When one of Skinner’s rats pressed a lever, it was given a food pellet. By experiment Skinner then established that if a pellet was delivered only on the 10th press of the lever, the rat would quickly learn to press the lever 10 times. If, however, a random element was introduced to the lever-pressing, whereby a pellet was still introduced on average one in 10 times, but sometimes delivered twice or three times in a row and sometimes not for 20 or more presses, the rat apparently became obsessed with the lever-operation itself.
I enjoyed the article, a good indictment of our government’s flirtation with the gambling industry.
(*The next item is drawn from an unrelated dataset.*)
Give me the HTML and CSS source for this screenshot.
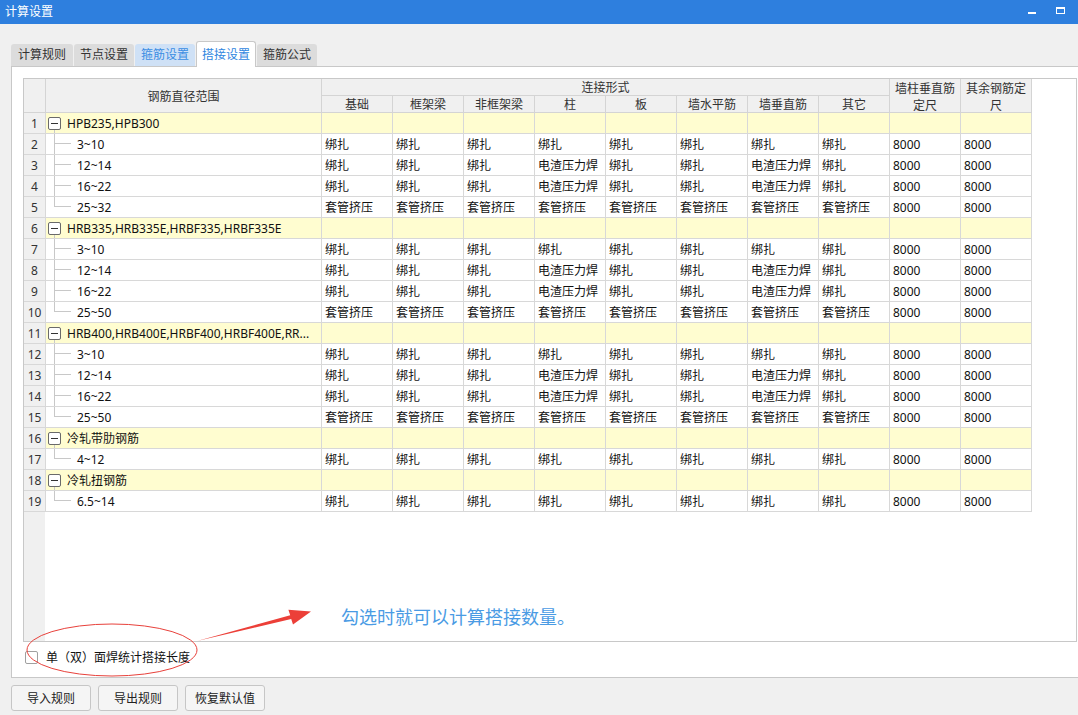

It also connects with my own sense of melancholy about living in London at the moment. I’ve been feeling this for some time, and it’s been accentuated since my return from my Christmas holiday. I had a good chat with Rob Paterson this morning, who said that at the time of the Black Death, a lot of people were living it up. In England, I find two prominent strands in the media: a clear awareness of the massive challenge of climate change and a parallel crazed obsession with property speculation. The government talks seriously about climate change, and excitedly about the benefits of gambling. I find this bizarre. I tried to think of a word to describe how I feel about the tendency to see soaring house prices as a good thing. The word is: alienated.
And when I talk to my circle of friends, many found via blogging, I find many of us share this sense of alienation… and yet also in sharing that fear, a sense of connection that we also feel and value.
I hope we find a way to pull together and not apart when trying to find a way to deal with the challenges we face this year.